‘Babies’ switched at birth in Hanoi find their parents after over 40 years

By Staff reporters   October 23, 2017 | 08:33 pm PT
‘Babies’ switched at birth in Hanoi find their parents after over 40 years
Nguyen Thi Mai Hanh (L) with her daughter Ta Thi Thu Trang (C) and Trang's daughter. A DNA test in 2015 confirmed Hanh's concern that nurses had given Trang to her by mistake. Photo by VnExpress
‘I’ve found the daughter I did not get to cuddle for so long.’

A family in Hanoi has been put back together after their daughter was switched at birth over four decades ago. 

They have tracked down the biological parents of the daughter they were mistakenly given, and they have found their real daughter.

The reunion took place a year ago but the family only revealed the story this week due to personal reasons.

Nguyen Thi Mai Hanh, the woman who was given the wrong baby girl at an obstetrics center in Hanoi 43 years ago, said that she is very happy.

“I’ve found the daughter I did not get to cuddle for so long,” she told VTCNews.

Hanh said she and her daughter cried a lot and could not say a thing when they first met.

“Now both of our daughters have two families,” she said, referring to the baby girl they took home all those years ago and raised as their own.

Hanh is the mother of four children.

After she gave birth to her third on October 10, 1974, she was weak and so the nurses let her rest.

When a nurse came with a baby 12 hours later, she immediately feared there had been a mistake because the baby had the number 32 written on its feet while her baby’s number was 33.

The nurse explained that the number had been blurred when the baby was being bathed, and that's why it looked like a 32.

Since all the other babies born on that day had left the center, she had to accept baby number 32.

“The nurses insisted the baby was mine, but in my heart, I knew they were wrong.

“My mother’s instinct told me that my baby was somewhere else,” Hanh told Thanh Nien (Young People) newspaper.

She and her husband returned to the center three days later hoping someone would show up wanting to exchange babies, but to no avail.

The couple named the baby Ta Thi Thu Trang, and chose not to share their concerns with anyone.

Hanh raised Trang amid whispers that she was the result of a love affair as she grew up differently from her other children, both in appearance and mannerisms.

But their urge to shield Trang from public criticism somehow made them love her even more than their other children, she said.

Her husband, who died 13 years ago, had told her to let it go because their family was happy regardless.

But eventually she decided she needed to know the truth.

She went to a DNA testing center in Hanoi in 2015 and the results confirmed her suspicions. She told Trang on her 41st birthday on October 10, 2015.

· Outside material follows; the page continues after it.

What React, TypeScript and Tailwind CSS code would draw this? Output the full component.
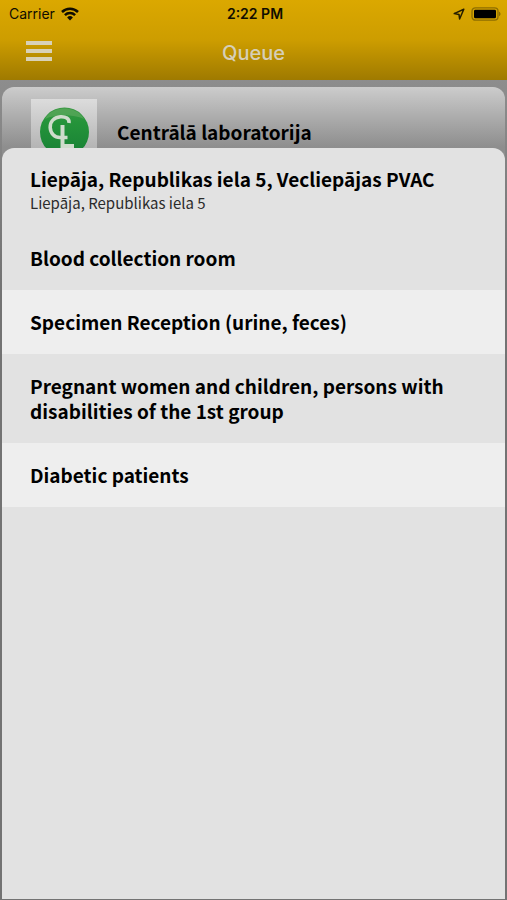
import React from 'react';

const rooms = [
  'Blood collection room',
  'Specimen Reception (urine, feces)',
  'Pregnant women and children, persons with disabilities of the 1st group',
  'Diabetic patients',
];

const WifiIcon = () => (
  <svg width="18" height="14" viewBox="0 0 18 14" fill="none" stroke="#100d00" strokeWidth="2.5" aria-hidden="true">
    <path d="M1 5a11.400 11.400 0 0 1 16 0" />
    <path d="M3.900 8.100a7.300 7.300 0 0 1 10.200 0" />
    <path d="M9 13.400 6.100 10.500a4.100 4.100 0 0 1 5.800 0Z" fill="#100d00" stroke="none" />
  </svg>
);

const LocationIcon = () => (
  <svg width="12" height="12" viewBox="0 0 12 12" fill="none" stroke="#241d00" strokeWidth="1.5" strokeLinejoin="round" aria-hidden="true">
    <path d="M10.800 1.200 1.200 5.600 6 6.400l.6 4.600Z" />
  </svg>
);

const BatteryIcon = () => (
  <svg width="30" height="14" viewBox="0 0 30 14" aria-hidden="true">
    <rect x="1" y="0.8" width="26" height="12.400" rx="3.400" fill="none" stroke="#8d6e00" strokeWidth="1.3" />
    <rect x="3" y="2.700" width="22" height="8.600" rx="1.400" fill="#000" />
    <path d="M28 4.800c2 .7 2 3.700 0 4.400Z" fill="#8d6e00" />
  </svg>
);

const LabLogo = () => (
  <svg width="66" height="66" viewBox="0 0 66 66" className="shrink-0" aria-hidden="true">
    <defs>
      <linearGradient id="tile" x1="0" y1="0" x2="0" y2="1">
        <stop offset="0" stopColor="#dcdcdc" />
        <stop offset="0.75" stopColor="#b4b4b4" />
      </linearGradient>
      <linearGradient id="ball" x1="0" y1="0" x2="0" y2="1">
        <stop offset="0" stopColor="#3c9a45" />
        <stop offset="0.3" stopColor="#25943a" />
        <stop offset="1" stopColor="#178035" />
      </linearGradient>
    </defs>
    <rect width="66" height="66" fill="url(#tile)" />
    <circle cx="33.500" cy="33" r="24.500" fill="url(#ball)" />
    <path d="M14 20C21 6 46 6 53 20C42 15 25 15 14 20Z" fill="#6caf68" opacity="0.5" />
    <path d="M38 24C38.500 19.500 34.500 17.500 29.500 17.800C22.500 18.500 19 23 19.200 28.500C19.500 34.500 23.500 38.500 29 38.500H36.500" fill="none" stroke="#cfdccc" strokeWidth="3.600" />
    <path d="M31.500 26V47H43" fill="none" stroke="#cfdccc" strokeWidth="4" />
  </svg>
);

const App: React.FC = () => {
  return (
    <div className="min-h-screen flex flex-col bg-[#737373] font-['Noto_Sans_CJK_JP','Noto_Sans',sans-serif] text-black">
      <header className="bg-linear-to-b from-[#dba800] via-[#cd9d00] to-[#9f7a00] font-['Inter',sans-serif]">
        <div className="grid grid-cols-3 items-center h-7 pl-[9px] pr-1.5 text-sm text-[#100d00]">
          <div className="flex items-center gap-1.5">
            <span>Carrier</span>
            <WifiIcon />
          </div>
          <span className="text-center font-semibold">2:22 PM</span>
          <div className="flex items-center justify-end gap-1.5">
            <LocationIcon />
            <BatteryIcon />
          </div>
        </div>
        <div className="grid grid-cols-3 items-center h-[52px] px-[26px] pb-[3px]">
          <button type="button" aria-label="Menu" className="flex flex-col gap-1 w-[26px] pb-1">
            <span className="h-1 bg-[#d8d1b8]"></span>
            <span className="h-1 bg-[#d8d1b8]"></span>
            <span className="h-1 bg-[#d8d1b8]"></span>
          </button>
          <h1 className="text-center text-xl font-medium text-[#d6cfb8]">Queue</h1>
        </div>
      </header>

      <main className="flex-1 flex flex-col px-[2px] pt-[7px] pb-px bg-linear-to-b from-[#8d8d8d] to-[#737373] to-25%">
        <section className="flex items-start gap-5 h-20 pl-[29px] pt-3 rounded-t-xl overflow-hidden bg-linear-to-b from-[#cccccc] to-[#8e8e8e] to-75%">
          <LabLogo />
          <h2 className="pt-5 text-[19px] leading-[25px] font-bold">Centrālā laboratorija</h2>
        </section>

        <section className="relative flex-1 -mt-[19px] rounded-t-xl bg-[#e2e2e2]">
          <div className="px-7 pt-[18px] pb-[11px]">
            <h2 className="text-[19px] leading-[25px] font-bold">Liepāja, Republikas iela 5, Vecliepājas PVAC</h2>
            <p className="text-[15px] leading-6 text-[#2b2b2b]">Liepāja, Republikas iela 5</p>
          </div>
          <ul>
            {rooms.map((room) => (
              <li key={room} className="even:bg-[#eeeeee]">
                <button type="button" className="block w-full px-7 pt-[19px] pb-5 text-left text-[19px] leading-[25px] font-bold">
                  {room}
                </button>
              </li>
            ))}
          </ul>
        </section>
      </main>
    </div>
  );
};

export default App;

Trang cried for three days.

She said she was her parents’ favorite child and loved by her brother and sisters.

“Even in my wildest dreams, I never thought I was not from their blood,” she said.

But after finding out the truth, Trang and Hanh decided to start searching for their long-lost family members together.

They shared the story on Facebook and it was picked up by various media outlets and received widespread coverage for some time last year, prompting the police to step in.

Thanks to the publicity they found their "new" family three months later living just a few kilometers from the city.

“The woman who was switched at birth with me used to go to my school and I had no idea,” she said.

The two families now get together for festivals and anniversaries, she said.